Consider the impact of adding another 1000 users to a particular application, so the application becomes mission critical. SLAs supporting the application might need to be updated to provide increased uptime and availability. This might lead to increased demands at the IaaS layer, so SLAs with the external IaaS provider might also have to be expanded. vCloud SLA Considerations
vCloud SLA considerations include the following:
*Uptime/availability SLA:
*Business hours – To what timeframe does the SLA pertain? Timeframes are generally divided into tiers depending on business criticality (9 to 5, 24 by 7).
*Are maintenance windows (for configuration changes, capacity changes, OS and application patch management) included or excluded from availability SLAs?
*Single versus multi-virtual machine vApps – Do multi-virtual machine vApps need to be treated as a single entity from an SLA perspective?
*End user response time SLA – This is generally focused on overall user experience, measuring response time from local and major remote sites to get a representative view. Measurement is implemented with remote simulators and by running automated robotic scripts.
*Recovery (system, data) SLA – What recovery time objectives and recovery point objectives need to be met?
*Are backups required?
*Is high availability required?
*Is fault tolerance required within the management cluster?
*Is automated disaster recovery failover required within certain time parameters?
*Privacy SLA (data security, access and control, compliance):
*Do data privacy requirements (encryption, others) exist?
*Are there regulatory requirements?
*Are specific roles and permission groups required?

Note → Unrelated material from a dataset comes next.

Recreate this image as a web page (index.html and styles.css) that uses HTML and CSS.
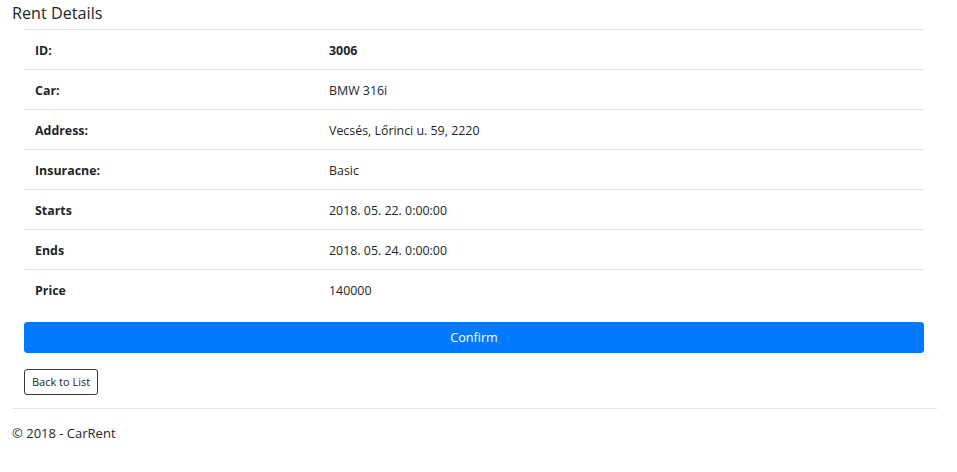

*Provisioning SLA – Are there provisioning time requirements?
*SLA penalties:
*How are SLA penalties applied?
*Are they applied as service credits?
*What legal liabilities apply and how are they covered?
*Is there a termination for cause clause in the SLA?
*What defines an outage and who bears the burden of claim?
*What is the track record for delivering on SLAs? These SLA considerations should be applied to external service providers.